The request ▸ Return each line of the listing that contains the string "index".

** START OF Extracted data **

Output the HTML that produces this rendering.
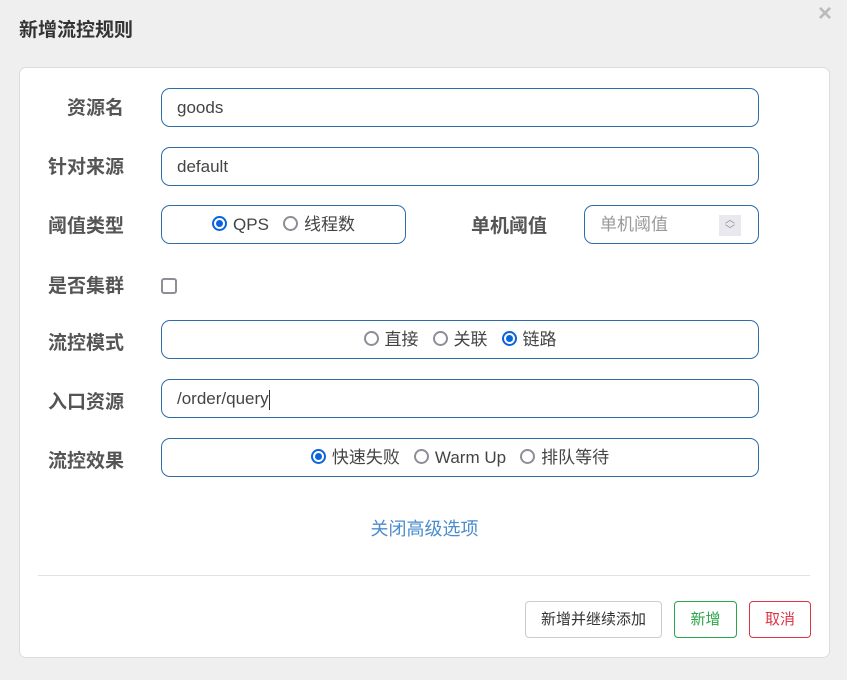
<!DOCTYPE html>
<html><head><meta charset="utf-8"><style>
*{box-sizing:border-box;margin:0;padding:0}
body{width:847px;height:680px;background:#efefef;font-family:"Liberation Sans","Noto Sans CJK SC",sans-serif;position:relative;overflow:hidden;color:#333}
.abs{position:absolute}
.title{left:19px;top:15px;font-size:19px;font-weight:bold;color:#333}
.close{left:818px;top:0px;font-size:24px;color:#bbb;font-weight:bold}
.card{left:19px;top:67px;width:811px;height:591px;background:#fff;border:1px solid #ddd;border-radius:7px}
.lbl{font-size:19px;font-weight:bold;color:#555;text-align:right;width:110px;left:14px;line-height:38px;margin-top:2px}
.inp{border:1px solid #2e6da8;border-radius:9px;height:39px;font-size:17px;line-height:37px;padding-left:15px;color:#444;background:#fff}
.rg{display:flex;justify-content:center;align-items:center}
.r{display:inline-block;width:15px;height:15px;border-radius:50%;border:2px solid #8e8d98;margin:0 6px 0 0;vertical-align:middle;position:relative;top:-1px}
.r.on{border-color:#0c64dc}
.r.on:after{content:"";position:absolute;left:2px;top:2px;width:7px;height:7px;border-radius:50%;background:#0c64dc}
.it{margin-right:14px;display:flex;align-items:center}
.btn{height:37px;border-radius:4px;font-size:15px;line-height:35px;text-align:center;background:#fff}
</style></head><body>
<div class="abs title">新增流控规则</div>
<div class="abs close">×</div>
<div class="abs card"></div>

<div class="abs lbl" style="top:88px">资源名</div>
<div class="abs inp" style="left:161px;top:88px;width:598px">goods</div>

<div class="abs lbl" style="top:147px">针对来源</div>
<div class="abs inp" style="left:161px;top:147px;width:598px">default</div>

<div class="abs lbl" style="top:206px">阈值类型</div>
<div class="abs inp rg" style="left:161px;top:205px;width:245px;padding-left:0"><span class="it"><span class="r on"></span>QPS</span><span class="it" style="margin-right:0"><span class="r"></span>线程数</span></div>
<div class="abs lbl" style="top:206px;left:437px">单机阈值</div>
<div class="abs inp" style="left:584px;top:205px;width:175px;color:#999">单机阈值
<span class="abs" style="left:134px;top:9px;width:22px;height:21px;background:#e8e8ee;font-size:10px;line-height:10px;text-align:center;color:#888;padding-top:1px">︿<br>﹀</span></div>

<div class="abs lbl" style="top:266px">是否集群</div>
<div class="abs" style="left:161px;top:278px;width:16px;height:16px;border:2px solid #8e8d98;border-radius:3px"></div>

<div class="abs lbl" style="top:323px">流控模式</div>
<div class="abs inp rg" style="left:161px;top:320px;width:598px;padding-left:0"><span class="it"><span class="r"></span>直接</span><span class="it"><span class="r"></span>关联</span><span class="it" style="margin-right:0"><span class="r on"></span>链路</span></div>

<div class="abs lbl" style="top:382px">入口资源</div>
<div class="abs inp" style="left:161px;top:379px;width:598px">/order/query<span style="border-left:1px solid #333;height:20px;display:inline-block;vertical-align:middle"></span></div>

<div class="abs lbl" style="top:441px">流控效果</div>
<div class="abs inp rg" style="left:161px;top:438px;width:598px;padding-left:0"><span class="it"><span class="r on"></span>快速失败</span><span class="it"><span class="r"></span>Warm Up</span><span class="it" style="margin-right:0"><span class="r"></span>排队等待</span></div>

<div class="abs" style="left:0;width:847px;text-align:center;top:515px;font-size:18px;color:#4a8ccc;padding-left:2px">关闭高级选项</div>
<div class="abs" style="left:38px;top:575px;width:772px;height:1px;background:#e2e2e2"></div>

<div class="abs btn" style="left:525px;top:601px;width:137px;border:1px solid #ccc;color:#333">新增并继续添加</div>
<div class="abs btn" style="left:674px;top:601px;width:63px;border:1px solid #2aa54a;color:#2aa54a">新增</div>
<div class="abs btn" style="left:749px;top:601px;width:62px;border:1px solid #dc3545;color:#dc3545">取消</div>
</body></html>
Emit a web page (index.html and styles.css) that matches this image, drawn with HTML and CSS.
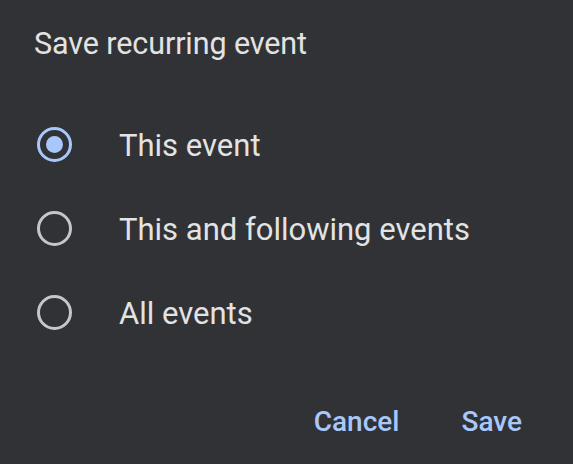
FILE: index.html
```html
<!DOCTYPE html>
<html>
<head>
<meta charset="utf-8">
<link rel="stylesheet" href="styles.css">
</head>
<body>
<div class="dialog">
  <h1 class="title">Save recurring event</h1>
  <div class="options">
    <label class="option">
      <span class="radio checked"><span class="dot"></span></span>
      <span class="label">This event</span>
    </label>
    <label class="option">
      <span class="radio"></span>
      <span class="label">This and following events</span>
    </label>
    <label class="option">
      <span class="radio"></span>
      <span class="label">All events</span>
    </label>
  </div>
  <div class="actions">
    <button class="btn">Cancel</button>
    <button class="btn">Save</button>
  </div>
</div>
</body>
</html>
```
FILE: styles.css
```css
html, body {
  margin: 0;
  padding: 0;
  background: #313236;
  width: 573px;
  height: 464px;
  overflow: hidden;
}
.dialog {
  font-family: Roboto, "Noto Sans", sans-serif;
  color: #e3e3e3;
  padding: 26px 0 0 34px;
}
.title {
  margin: 0;
  font-size: 30.5px;
  font-weight: 400;
  line-height: 36px;
  letter-spacing: -0.1px;
}
.options {
  margin-top: 42px;
  display: flex;
  flex-direction: column;
}
.option {
  display: flex;
  align-items: center;
  height: 84px;
}
.radio {
  box-sizing: border-box;
  width: 35px;
  height: 35px;
  border: 3.4px solid #c4c6c9;
  border-radius: 50%;
  display: flex;
  align-items: center;
  justify-content: center;
  margin-left: 3px;
  margin-bottom: 4px;
  flex: none;
}
.radio.checked {
  border-color: #a8c7fa;
}
.dot {
  width: 17px;
  height: 17px;
  border-radius: 50%;
  background: #a8c7fa;
}
.label {
  margin-left: 47px;
  font-size: 31px;
  line-height: 36px;
}
.actions {
  display: flex;
  justify-content: flex-end;
  gap: 62px;
  padding-right: 51px;
  margin-top: 49px;
}
.btn {
  background: none;
  border: none;
  padding: 0;
  font-family: Roboto, sans-serif;
  font-size: 28px;
  font-weight: 500;
  color: #a8c7fa;
  line-height: 34px;
}
```
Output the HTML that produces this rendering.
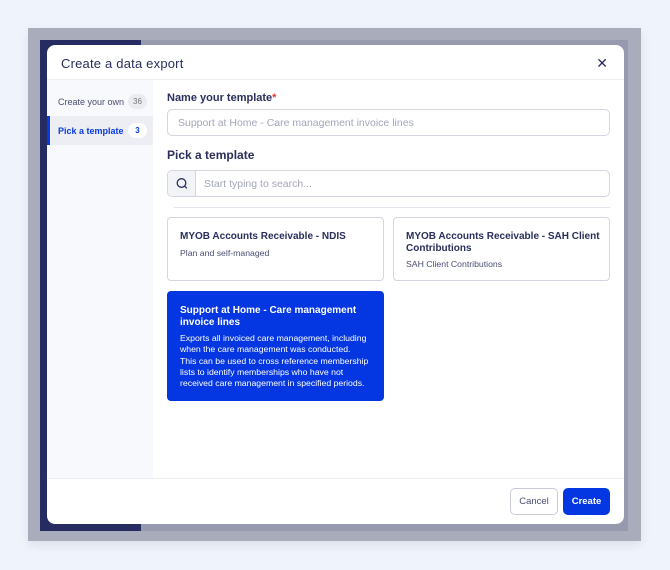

** END OF Extracted data **

Full output ▸
Emit a web page (index.html and styles.css) that matches this image, drawn with HTML and CSS.
FILE: index.html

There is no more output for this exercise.